Task requirements »
From the entries below, gather each line containing the word "styles".

(Code that builds pages)
----

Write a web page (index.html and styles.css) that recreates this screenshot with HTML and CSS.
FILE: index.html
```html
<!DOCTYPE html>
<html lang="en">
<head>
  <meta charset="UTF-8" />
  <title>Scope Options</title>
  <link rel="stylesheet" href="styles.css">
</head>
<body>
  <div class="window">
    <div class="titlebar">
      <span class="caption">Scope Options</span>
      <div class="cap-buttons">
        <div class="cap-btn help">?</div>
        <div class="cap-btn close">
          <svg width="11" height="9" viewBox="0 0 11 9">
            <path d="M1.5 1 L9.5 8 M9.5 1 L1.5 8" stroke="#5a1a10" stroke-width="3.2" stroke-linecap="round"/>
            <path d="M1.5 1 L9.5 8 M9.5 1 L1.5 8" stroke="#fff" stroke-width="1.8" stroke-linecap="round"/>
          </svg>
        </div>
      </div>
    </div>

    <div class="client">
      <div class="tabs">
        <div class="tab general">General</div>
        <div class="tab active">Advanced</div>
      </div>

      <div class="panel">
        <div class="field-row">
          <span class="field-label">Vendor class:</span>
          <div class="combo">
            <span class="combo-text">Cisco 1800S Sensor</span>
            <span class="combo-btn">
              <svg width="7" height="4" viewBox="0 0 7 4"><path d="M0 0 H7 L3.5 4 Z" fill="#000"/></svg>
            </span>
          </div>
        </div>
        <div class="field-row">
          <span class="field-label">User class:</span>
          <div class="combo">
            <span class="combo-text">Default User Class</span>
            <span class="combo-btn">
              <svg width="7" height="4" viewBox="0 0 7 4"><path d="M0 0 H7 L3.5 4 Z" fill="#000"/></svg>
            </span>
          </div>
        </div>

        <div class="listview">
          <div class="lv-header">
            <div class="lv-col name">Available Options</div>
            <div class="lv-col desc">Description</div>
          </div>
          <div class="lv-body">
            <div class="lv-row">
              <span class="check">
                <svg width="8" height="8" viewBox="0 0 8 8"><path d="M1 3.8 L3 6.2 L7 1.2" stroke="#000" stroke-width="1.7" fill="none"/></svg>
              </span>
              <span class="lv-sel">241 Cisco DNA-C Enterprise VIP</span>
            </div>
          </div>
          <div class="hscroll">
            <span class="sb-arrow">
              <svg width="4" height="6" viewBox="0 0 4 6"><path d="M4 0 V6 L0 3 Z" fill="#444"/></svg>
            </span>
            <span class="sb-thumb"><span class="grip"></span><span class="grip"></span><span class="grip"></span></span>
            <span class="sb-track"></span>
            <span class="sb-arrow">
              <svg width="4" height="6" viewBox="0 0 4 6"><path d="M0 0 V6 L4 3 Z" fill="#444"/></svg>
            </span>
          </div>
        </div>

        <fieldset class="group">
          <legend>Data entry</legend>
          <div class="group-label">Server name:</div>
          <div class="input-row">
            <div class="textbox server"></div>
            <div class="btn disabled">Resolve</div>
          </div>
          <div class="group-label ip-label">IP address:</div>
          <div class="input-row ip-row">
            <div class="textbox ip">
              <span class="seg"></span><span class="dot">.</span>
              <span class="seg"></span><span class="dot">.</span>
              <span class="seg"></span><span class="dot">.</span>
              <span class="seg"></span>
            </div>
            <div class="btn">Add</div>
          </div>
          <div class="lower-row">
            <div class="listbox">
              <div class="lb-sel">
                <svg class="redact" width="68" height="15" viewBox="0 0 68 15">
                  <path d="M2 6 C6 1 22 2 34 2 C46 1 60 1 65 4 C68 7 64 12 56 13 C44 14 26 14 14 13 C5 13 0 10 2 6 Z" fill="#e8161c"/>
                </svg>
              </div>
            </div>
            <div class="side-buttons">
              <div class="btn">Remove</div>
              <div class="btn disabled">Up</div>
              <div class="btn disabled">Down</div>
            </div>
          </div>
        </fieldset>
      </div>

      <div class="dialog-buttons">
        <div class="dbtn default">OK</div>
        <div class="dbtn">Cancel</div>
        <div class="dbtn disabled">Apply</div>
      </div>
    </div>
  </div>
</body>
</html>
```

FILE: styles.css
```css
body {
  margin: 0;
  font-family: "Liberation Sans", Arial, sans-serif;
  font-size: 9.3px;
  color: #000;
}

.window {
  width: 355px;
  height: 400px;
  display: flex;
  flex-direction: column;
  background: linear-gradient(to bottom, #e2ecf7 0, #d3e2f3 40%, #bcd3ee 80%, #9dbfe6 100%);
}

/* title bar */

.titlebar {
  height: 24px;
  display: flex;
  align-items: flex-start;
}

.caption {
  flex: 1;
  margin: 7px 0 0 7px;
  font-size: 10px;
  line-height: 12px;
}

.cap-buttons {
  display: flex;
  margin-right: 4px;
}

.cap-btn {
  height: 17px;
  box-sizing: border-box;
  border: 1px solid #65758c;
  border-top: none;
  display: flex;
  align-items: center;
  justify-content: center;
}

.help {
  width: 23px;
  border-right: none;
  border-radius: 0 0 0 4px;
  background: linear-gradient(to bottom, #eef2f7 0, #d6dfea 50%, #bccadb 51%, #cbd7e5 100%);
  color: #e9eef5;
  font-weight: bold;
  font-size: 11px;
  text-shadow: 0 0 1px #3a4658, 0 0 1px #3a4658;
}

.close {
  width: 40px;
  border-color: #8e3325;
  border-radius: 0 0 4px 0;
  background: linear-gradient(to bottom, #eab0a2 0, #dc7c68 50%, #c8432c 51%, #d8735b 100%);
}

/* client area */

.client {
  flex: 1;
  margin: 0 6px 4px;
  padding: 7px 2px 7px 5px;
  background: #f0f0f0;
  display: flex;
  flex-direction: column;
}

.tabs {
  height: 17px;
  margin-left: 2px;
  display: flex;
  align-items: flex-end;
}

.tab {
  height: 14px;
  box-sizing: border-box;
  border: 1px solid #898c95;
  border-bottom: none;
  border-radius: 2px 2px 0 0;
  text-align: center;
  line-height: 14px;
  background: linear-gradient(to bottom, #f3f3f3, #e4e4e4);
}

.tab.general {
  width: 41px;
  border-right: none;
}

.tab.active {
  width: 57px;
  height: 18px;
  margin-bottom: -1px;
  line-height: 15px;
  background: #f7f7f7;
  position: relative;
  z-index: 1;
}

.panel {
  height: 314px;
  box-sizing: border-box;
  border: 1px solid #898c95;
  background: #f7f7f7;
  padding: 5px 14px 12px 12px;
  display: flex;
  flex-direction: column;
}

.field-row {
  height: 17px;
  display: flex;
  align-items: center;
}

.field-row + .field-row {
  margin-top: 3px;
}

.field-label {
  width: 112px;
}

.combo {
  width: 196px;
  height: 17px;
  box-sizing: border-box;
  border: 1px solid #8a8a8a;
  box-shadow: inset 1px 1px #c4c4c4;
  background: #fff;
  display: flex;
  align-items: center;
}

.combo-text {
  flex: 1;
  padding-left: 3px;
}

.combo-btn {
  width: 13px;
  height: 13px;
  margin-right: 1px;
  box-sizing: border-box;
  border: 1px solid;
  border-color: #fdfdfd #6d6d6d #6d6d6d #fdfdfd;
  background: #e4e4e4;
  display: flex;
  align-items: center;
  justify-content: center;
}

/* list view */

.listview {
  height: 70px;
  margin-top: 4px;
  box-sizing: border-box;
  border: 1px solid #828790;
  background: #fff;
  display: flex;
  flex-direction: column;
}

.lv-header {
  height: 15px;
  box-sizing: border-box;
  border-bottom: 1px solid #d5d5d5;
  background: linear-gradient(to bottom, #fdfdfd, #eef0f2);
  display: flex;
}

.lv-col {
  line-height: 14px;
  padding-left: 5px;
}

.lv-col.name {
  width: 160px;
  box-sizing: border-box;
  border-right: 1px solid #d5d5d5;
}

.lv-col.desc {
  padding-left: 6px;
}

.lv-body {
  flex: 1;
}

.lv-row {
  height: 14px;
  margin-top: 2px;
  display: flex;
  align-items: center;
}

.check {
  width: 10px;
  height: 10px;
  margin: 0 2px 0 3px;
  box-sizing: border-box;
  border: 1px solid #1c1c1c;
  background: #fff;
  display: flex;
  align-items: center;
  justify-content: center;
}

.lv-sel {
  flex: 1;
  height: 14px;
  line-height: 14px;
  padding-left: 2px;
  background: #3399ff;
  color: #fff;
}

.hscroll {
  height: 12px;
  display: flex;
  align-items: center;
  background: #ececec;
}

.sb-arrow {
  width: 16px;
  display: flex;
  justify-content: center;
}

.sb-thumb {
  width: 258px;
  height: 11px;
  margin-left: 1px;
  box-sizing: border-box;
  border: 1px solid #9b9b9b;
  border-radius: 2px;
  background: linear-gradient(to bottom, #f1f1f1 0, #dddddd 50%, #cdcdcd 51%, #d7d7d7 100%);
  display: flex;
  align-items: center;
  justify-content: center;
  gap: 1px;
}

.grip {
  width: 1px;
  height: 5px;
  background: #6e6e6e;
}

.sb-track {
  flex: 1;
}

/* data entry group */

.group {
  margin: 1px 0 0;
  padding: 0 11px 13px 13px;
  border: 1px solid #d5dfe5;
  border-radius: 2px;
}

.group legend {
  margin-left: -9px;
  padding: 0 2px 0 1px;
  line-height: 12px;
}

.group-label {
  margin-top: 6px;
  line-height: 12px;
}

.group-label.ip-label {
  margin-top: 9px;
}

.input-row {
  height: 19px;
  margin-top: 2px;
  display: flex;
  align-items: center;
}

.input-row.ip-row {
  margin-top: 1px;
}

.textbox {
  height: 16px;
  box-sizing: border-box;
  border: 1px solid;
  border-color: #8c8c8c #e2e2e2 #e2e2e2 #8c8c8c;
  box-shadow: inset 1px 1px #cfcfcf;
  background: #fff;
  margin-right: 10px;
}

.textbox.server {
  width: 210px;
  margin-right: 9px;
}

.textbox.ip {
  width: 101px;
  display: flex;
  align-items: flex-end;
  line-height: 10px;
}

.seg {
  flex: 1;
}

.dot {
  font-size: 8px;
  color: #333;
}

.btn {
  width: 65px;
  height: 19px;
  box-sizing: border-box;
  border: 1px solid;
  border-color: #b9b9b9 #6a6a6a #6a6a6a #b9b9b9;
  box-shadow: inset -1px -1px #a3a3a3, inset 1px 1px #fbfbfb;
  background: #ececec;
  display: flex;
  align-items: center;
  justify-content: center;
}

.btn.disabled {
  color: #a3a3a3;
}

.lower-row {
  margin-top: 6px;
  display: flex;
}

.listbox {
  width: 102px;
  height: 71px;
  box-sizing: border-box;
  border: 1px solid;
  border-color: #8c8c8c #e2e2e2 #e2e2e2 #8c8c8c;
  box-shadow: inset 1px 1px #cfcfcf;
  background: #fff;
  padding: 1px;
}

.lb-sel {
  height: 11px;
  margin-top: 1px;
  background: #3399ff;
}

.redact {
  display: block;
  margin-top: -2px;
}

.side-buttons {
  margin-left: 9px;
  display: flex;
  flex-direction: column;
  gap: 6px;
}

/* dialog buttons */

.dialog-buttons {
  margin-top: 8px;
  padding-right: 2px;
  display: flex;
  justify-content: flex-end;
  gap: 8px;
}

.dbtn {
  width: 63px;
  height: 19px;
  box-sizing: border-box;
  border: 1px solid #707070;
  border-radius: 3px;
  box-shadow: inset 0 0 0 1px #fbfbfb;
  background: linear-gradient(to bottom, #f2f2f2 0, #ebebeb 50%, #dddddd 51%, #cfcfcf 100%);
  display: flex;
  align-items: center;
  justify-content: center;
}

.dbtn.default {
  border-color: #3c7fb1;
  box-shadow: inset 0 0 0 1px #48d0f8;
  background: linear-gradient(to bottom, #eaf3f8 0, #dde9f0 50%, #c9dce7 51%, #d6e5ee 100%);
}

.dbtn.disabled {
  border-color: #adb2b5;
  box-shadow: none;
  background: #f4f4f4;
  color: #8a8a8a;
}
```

----

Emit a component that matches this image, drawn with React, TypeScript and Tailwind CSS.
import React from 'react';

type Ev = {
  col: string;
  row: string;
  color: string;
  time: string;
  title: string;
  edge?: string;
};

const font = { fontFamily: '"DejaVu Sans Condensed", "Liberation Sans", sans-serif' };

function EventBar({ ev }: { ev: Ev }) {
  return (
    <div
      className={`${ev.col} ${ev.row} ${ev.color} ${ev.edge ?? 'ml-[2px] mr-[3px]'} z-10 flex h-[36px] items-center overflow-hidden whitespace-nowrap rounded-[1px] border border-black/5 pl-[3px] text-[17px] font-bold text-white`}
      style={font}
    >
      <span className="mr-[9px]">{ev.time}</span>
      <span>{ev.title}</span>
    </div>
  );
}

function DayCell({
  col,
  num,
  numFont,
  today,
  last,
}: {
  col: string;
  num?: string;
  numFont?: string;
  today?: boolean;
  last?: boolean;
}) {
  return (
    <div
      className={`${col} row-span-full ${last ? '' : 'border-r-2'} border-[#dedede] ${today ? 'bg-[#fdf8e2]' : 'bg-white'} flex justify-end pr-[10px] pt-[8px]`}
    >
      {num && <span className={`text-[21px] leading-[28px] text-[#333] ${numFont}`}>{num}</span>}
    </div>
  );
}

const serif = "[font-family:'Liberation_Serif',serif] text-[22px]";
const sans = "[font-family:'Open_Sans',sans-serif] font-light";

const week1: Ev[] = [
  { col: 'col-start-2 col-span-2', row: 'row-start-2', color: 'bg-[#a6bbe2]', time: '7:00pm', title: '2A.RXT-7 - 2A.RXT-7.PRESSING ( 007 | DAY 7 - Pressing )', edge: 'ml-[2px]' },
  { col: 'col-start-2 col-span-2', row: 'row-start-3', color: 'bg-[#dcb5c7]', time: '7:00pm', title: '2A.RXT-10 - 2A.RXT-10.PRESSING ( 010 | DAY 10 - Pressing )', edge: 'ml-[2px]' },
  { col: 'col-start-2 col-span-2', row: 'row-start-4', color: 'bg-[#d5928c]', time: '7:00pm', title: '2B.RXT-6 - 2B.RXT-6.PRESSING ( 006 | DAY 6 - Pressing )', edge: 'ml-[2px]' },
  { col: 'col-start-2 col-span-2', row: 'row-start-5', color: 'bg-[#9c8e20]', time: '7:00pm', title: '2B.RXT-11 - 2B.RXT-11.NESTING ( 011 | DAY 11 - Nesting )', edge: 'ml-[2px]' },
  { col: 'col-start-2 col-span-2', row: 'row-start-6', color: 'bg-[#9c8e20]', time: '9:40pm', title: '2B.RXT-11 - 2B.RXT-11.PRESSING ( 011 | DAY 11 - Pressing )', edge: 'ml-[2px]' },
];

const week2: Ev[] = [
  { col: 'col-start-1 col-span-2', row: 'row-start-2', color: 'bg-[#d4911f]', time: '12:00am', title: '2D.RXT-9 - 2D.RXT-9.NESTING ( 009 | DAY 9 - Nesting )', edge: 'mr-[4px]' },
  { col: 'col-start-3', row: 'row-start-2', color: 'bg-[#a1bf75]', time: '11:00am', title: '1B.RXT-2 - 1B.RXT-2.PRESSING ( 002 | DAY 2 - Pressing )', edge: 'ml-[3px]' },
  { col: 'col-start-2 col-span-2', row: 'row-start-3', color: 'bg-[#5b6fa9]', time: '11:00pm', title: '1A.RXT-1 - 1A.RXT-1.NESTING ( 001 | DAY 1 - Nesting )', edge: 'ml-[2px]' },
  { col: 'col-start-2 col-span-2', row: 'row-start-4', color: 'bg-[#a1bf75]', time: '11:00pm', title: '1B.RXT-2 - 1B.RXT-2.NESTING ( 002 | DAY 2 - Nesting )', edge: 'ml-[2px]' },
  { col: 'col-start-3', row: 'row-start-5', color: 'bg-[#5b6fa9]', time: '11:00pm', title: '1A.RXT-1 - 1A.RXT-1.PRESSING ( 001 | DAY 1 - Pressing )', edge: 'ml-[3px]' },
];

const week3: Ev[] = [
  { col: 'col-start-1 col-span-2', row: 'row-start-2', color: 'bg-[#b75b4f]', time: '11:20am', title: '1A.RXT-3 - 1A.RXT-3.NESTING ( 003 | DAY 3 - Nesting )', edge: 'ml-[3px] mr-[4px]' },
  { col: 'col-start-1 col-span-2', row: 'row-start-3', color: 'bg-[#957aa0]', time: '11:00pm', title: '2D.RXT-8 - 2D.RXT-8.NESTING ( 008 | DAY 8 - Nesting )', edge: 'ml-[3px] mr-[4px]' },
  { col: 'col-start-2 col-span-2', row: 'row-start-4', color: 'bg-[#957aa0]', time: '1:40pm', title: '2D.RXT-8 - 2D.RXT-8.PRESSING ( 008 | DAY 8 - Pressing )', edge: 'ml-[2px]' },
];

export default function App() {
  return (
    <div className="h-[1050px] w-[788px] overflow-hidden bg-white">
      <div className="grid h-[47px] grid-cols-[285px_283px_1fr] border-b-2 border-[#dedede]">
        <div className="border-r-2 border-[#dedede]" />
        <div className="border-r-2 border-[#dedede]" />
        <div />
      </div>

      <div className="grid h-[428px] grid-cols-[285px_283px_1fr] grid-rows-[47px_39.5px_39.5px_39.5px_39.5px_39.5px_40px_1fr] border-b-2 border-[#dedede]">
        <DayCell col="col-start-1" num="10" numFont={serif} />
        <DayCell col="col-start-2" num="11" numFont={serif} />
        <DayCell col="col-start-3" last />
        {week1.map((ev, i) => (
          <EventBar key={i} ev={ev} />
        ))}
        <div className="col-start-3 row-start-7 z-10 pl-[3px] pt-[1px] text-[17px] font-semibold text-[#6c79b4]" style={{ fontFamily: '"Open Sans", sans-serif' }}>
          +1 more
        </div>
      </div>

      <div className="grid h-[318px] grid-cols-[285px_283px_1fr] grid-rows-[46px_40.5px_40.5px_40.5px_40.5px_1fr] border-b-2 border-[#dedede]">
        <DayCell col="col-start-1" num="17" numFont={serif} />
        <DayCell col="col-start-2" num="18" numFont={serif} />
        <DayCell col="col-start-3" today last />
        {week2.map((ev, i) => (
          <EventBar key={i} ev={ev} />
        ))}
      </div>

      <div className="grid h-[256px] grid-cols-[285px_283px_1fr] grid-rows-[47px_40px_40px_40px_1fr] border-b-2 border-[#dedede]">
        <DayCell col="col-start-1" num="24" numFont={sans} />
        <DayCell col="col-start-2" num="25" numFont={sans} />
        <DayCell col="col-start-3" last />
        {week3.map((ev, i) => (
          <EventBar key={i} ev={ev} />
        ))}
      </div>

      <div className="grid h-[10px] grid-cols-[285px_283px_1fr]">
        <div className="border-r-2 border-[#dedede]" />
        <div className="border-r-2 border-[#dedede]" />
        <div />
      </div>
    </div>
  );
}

----

Task output »
Write a web page (index.html and styles.css) that recreates this screenshot with HTML and CSS.
  <link rel="stylesheet" href="styles.css">
FILE: styles.css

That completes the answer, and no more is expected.